> [TASK BRIEF]:
Leave the pictures out, and retype all of the material exactly as written.

> [STORED DATA]:

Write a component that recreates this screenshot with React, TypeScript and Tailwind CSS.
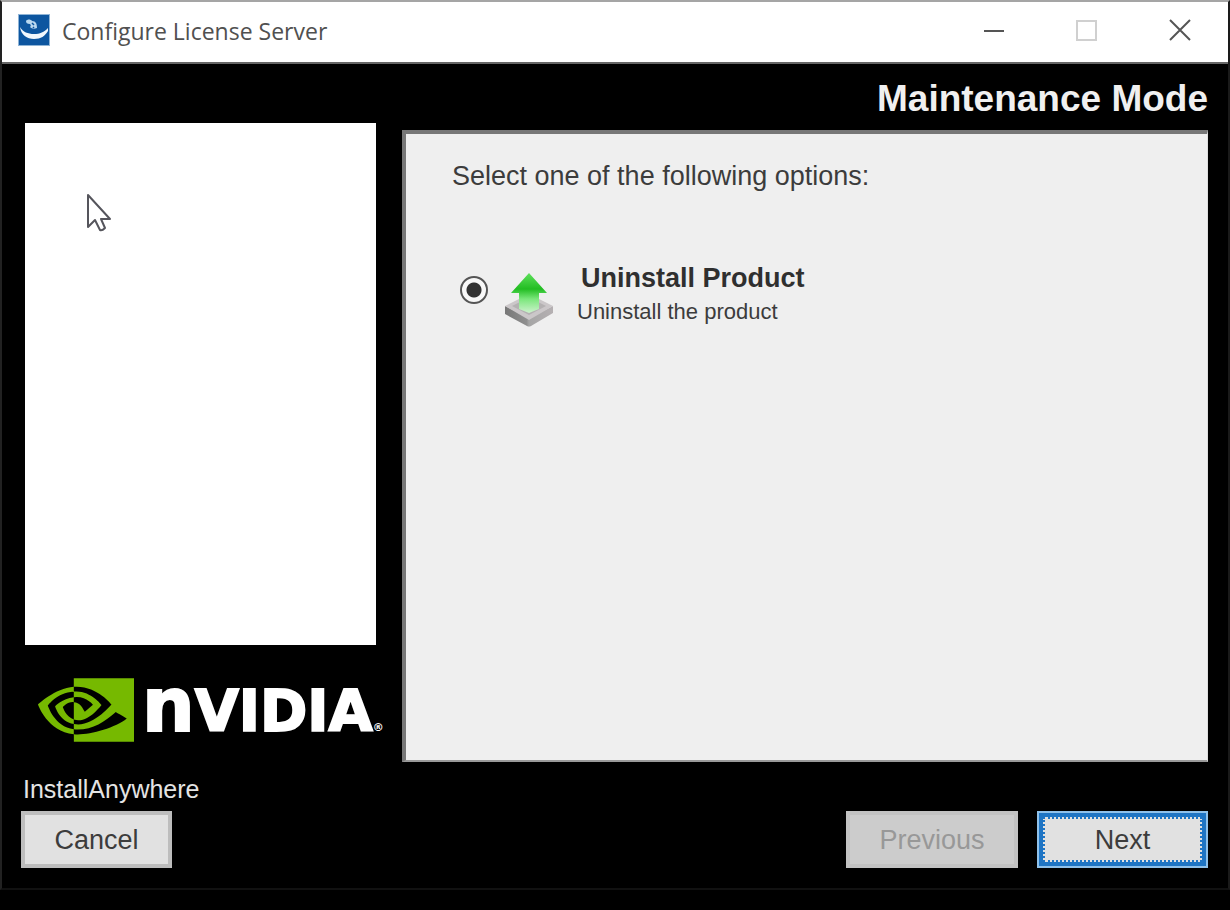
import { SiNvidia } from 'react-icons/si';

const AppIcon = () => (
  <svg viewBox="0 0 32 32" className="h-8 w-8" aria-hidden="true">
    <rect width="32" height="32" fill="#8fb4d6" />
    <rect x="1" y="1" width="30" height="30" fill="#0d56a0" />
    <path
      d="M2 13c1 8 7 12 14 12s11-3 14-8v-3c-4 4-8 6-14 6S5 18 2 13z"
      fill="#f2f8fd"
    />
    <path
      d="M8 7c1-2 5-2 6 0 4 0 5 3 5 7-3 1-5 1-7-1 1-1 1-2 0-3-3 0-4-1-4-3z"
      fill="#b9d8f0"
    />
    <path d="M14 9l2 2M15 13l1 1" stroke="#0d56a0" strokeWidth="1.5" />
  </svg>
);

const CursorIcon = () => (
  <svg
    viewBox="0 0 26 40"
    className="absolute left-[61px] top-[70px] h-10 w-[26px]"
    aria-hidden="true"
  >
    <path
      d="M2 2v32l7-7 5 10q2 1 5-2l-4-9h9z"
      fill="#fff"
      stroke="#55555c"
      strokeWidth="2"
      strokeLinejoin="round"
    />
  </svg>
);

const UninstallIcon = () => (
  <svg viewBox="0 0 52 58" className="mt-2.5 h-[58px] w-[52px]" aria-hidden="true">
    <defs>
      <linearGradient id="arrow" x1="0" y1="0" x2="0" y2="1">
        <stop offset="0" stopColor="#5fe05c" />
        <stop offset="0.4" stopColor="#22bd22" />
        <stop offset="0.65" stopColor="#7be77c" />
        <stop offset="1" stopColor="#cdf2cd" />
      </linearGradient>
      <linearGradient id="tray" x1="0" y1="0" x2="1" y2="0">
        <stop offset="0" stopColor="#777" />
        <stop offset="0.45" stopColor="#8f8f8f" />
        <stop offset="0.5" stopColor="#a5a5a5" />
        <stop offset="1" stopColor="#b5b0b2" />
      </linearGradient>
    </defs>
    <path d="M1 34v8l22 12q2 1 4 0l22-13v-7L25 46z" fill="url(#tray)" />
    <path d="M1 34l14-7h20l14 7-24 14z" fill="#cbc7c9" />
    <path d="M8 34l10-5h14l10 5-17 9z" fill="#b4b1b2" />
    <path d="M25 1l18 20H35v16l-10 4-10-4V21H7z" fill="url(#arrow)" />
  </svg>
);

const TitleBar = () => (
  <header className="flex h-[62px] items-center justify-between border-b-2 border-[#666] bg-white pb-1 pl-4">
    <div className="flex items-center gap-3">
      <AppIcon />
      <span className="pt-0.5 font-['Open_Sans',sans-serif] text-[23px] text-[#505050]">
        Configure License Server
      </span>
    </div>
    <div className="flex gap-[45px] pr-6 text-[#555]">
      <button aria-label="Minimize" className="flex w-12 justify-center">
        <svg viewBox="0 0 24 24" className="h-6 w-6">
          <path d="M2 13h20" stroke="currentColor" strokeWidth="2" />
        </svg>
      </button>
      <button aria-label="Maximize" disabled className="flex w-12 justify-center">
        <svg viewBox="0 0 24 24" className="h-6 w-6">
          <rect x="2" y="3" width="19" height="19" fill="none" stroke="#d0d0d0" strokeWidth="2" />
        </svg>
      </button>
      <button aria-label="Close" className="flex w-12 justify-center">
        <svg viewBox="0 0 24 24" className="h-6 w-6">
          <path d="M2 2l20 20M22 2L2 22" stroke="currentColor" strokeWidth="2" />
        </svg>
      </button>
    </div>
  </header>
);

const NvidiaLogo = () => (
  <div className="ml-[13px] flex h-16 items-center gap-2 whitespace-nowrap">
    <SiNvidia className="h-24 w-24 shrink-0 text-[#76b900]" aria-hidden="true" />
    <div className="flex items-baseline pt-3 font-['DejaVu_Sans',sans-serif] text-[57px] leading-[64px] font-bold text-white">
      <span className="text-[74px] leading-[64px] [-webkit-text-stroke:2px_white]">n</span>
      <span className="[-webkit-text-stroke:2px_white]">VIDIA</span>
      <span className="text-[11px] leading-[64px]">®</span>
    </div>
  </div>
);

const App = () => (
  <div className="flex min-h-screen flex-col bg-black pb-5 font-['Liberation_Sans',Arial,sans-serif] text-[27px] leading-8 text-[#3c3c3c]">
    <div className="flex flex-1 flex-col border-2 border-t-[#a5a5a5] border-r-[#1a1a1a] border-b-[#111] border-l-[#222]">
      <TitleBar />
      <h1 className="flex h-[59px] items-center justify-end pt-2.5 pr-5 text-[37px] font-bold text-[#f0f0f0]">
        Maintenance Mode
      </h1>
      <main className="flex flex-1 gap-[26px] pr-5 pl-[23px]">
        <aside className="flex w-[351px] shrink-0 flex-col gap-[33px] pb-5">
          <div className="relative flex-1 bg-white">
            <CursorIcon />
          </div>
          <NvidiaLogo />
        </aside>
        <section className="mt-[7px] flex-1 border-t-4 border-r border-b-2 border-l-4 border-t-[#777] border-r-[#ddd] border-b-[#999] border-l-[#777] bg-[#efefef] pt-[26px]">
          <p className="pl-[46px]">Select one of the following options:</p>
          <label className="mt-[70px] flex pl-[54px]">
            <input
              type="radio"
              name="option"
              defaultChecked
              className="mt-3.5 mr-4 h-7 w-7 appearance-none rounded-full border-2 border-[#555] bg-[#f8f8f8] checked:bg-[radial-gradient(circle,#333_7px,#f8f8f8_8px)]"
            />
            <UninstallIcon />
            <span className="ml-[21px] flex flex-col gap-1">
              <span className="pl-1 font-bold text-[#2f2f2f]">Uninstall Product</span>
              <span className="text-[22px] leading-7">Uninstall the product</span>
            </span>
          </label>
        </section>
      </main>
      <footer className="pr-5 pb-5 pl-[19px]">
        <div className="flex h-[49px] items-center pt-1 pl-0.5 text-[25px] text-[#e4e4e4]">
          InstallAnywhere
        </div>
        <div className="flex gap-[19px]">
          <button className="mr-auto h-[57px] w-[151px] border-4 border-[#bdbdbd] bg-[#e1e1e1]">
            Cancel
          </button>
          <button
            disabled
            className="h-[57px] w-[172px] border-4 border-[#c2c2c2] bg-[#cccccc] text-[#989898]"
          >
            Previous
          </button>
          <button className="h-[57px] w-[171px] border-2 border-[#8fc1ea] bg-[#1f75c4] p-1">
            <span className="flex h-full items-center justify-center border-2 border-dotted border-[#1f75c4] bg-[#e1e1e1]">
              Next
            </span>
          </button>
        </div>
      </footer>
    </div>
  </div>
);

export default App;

> [WRITTEN RESPONSE]:
Write a component that recreates this screenshot with React, TypeScript and Tailwind CSS.
import { SiNvidia } from 'react-icons/si';

const AppIcon = () => (
  <svg viewBox="0 0 32 32" className="h-8 w-8" aria-hidden="true">
    <rect width="32" height="32" fill="#8fb4d6" />
    <rect x="1" y="1" width="30" height="30" fill="#0d56a0" />
    <path
      d="M2 13c1 8 7 12 14 12s11-3 14-8v-3c-4 4-8 6-14 6S5 18 2 13z"
      fill="#f2f8fd"
    />
    <path
      d="M8 7c1-2 5-2 6 0 4 0 5 3 5 7-3 1-5 1-7-1 1-1 1-2 0-3-3 0-4-1-4-3z"
      fill="#b9d8f0"
    />
    <path d="M14 9l2 2M15 13l1 1" stroke="#0d56a0" strokeWidth="1.5" />
  </svg>
);

const CursorIcon = () => (
  <svg
    viewBox="0 0 26 40"
    className="absolute left-[61px] top-[70px] h-10 w-[26px]"
    aria-hidden="true"
  >
    <path
      d="M2 2v32l7-7 5 10q2 1 5-2l-4-9h9z"
      fill="#fff"
      stroke="#55555c"
      strokeWidth="2"
      strokeLinejoin="round"
    />
  </svg>
);

const UninstallIcon = () => (
  <svg viewBox="0 0 52 58" className="mt-2.5 h-[58px] w-[52px]" aria-hidden="true">
    <defs>
      <linearGradient id="arrow" x1="0" y1="0" x2="0" y2="1">
        <stop offset="0" stopColor="#5fe05c" />
        <stop offset="0.4" stopColor="#22bd22" />
        <stop offset="0.65" stopColor="#7be77c" />
        <stop offset="1" stopColor="#cdf2cd" />
      </linearGradient>
      <linearGradient id="tray" x1="0" y1="0" x2="1" y2="0">
        <stop offset="0" stopColor="#777" />
        <stop offset="0.45" stopColor="#8f8f8f" />
        <stop offset="0.5" stopColor="#a5a5a5" />
        <stop offset="1" stopColor="#b5b0b2" />
      </linearGradient>
    </defs>
    <path d="M1 34v8l22 12q2 1 4 0l22-13v-7L25 46z" fill="url(#tray)" />
    <path d="M1 34l14-7h20l14 7-24 14z" fill="#cbc7c9" />
    <path d="M8 34l10-5h14l10 5-17 9z" fill="#b4b1b2" />
    <path d="M25 1l18 20H35v16l-10 4-10-4V21H7z" fill="url(#arrow)" />
  </svg>
);

const TitleBar = () => (
  <header className="flex h-[62px] items-center justify-between border-b-2 border-[#666] bg-white pb-1 pl-4">
    <div className="flex items-center gap-3">
      <AppIcon />
      <span className="pt-0.5 font-['Open_Sans',sans-serif] text-[23px] text-[#505050]">
        Configure License Server
      </span>
    </div>
    <div className="flex gap-[45px] pr-6 text-[#555]">
      <button aria-label="Minimize" className="flex w-12 justify-center">
        <svg viewBox="0 0 24 24" className="h-6 w-6">
          <path d="M2 13h20" stroke="currentColor" strokeWidth="2" />
        </svg>
      </button>
      <button aria-label="Maximize" disabled className="flex w-12 justify-center">
        <svg viewBox="0 0 24 24" className="h-6 w-6">
          <rect x="2" y="3" width="19" height="19" fill="none" stroke="#d0d0d0" strokeWidth="2" />
        </svg>
      </button>
      <button aria-label="Close" className="flex w-12 justify-center">
        <svg viewBox="0 0 24 24" className="h-6 w-6">
          <path d="M2 2l20 20M22 2L2 22" stroke="currentColor" strokeWidth="2" />
        </svg>
      </button>
    </div>
  </header>
);

const NvidiaLogo = () => (
  <div className="ml-[13px] flex h-16 items-center gap-2 whitespace-nowrap">
    <SiNvidia className="h-24 w-24 shrink-0 text-[#76b900]" aria-hidden="true" />
    <div className="flex items-baseline pt-3 font-['DejaVu_Sans',sans-serif] text-[57px] leading-[64px] font-bold text-white">
      <span className="text-[74px] leading-[64px] [-webkit-text-stroke:2px_white]">n</span>
      <span className="[-webkit-text-stroke:2px_white]">VIDIA</span>
      <span className="text-[11px] leading-[64px]">®</span>
    </div>
  </div>
);

const App = () => (
  <div className="flex min-h-screen flex-col bg-black pb-5 font-['Liberation_Sans',Arial,sans-serif] text-[27px] leading-8 text-[#3c3c3c]">
    <div className="flex flex-1 flex-col border-2 border-t-[#a5a5a5] border-r-[#1a1a1a] border-b-[#111] border-l-[#222]">
      <TitleBar />
      <h1 className="flex h-[59px] items-center justify-end pt-2.5 pr-5 text-[37px] font-bold text-[#f0f0f0]">
        Maintenance Mode
      </h1>
      <main className="flex flex-1 gap-[26px] pr-5 pl-[23px]">
        <aside className="flex w-[351px] shrink-0 flex-col gap-[33px] pb-5">
          <div className="relative flex-1 bg-white">
            <CursorIcon />
          </div>
          <NvidiaLogo />
        </aside>
        <section className="mt-[7px] flex-1 border-t-4 border-r border-b-2 border-l-4 border-t-[#777] border-r-[#ddd] border-b-[#999] border-l-[#777] bg-[#efefef] pt-[26px]">
          <p className="pl-[46px]">Select one of the following options:</p>
          <label className="mt-[70px] flex pl-[54px]">
            <input
              type="radio"
              name="option"
              defaultChecked
              className="mt-3.5 mr-4 h-7 w-7 appearance-none rounded-full border-2 border-[#555] bg-[#f8f8f8] checked:bg-[radial-gradient(circle,#333_7px,#f8f8f8_8px)]"
            />
            <UninstallIcon />
            <span className="ml-[21px] flex flex-col gap-1">
              <span className="pl-1 font-bold text-[#2f2f2f]">Uninstall Product</span>
              <span className="text-[22px] leading-7">Uninstall the product</span>
            </span>
          </label>
        </section>
      </main>
      <footer className="pr-5 pb-5 pl-[19px]">
        <div className="flex h-[49px] items-center pt-1 pl-0.5 text-[25px] text-[#e4e4e4]">
          InstallAnywhere
        </div>
        <div className="flex gap-[19px]">
          <button className="mr-auto h-[57px] w-[151px] border-4 border-[#bdbdbd] bg-[#e1e1e1]">
            Cancel
          </button>
          <button
            disabled
            className="h-[57px] w-[172px] border-4 border-[#c2c2c2] bg-[#cccccc] text-[#989898]"
          >
            Previous
          </button>
          <button className="h-[57px] w-[171px] border-2 border-[#8fc1ea] bg-[#1f75c4] p-1">
            <span className="flex h-full items-center justify-center border-2 border-dotted border-[#1f75c4] bg-[#e1e1e1]">
              Next
            </span>
          </button>
        </div>
      </footer>
    </div>
  </div>
);

export default App;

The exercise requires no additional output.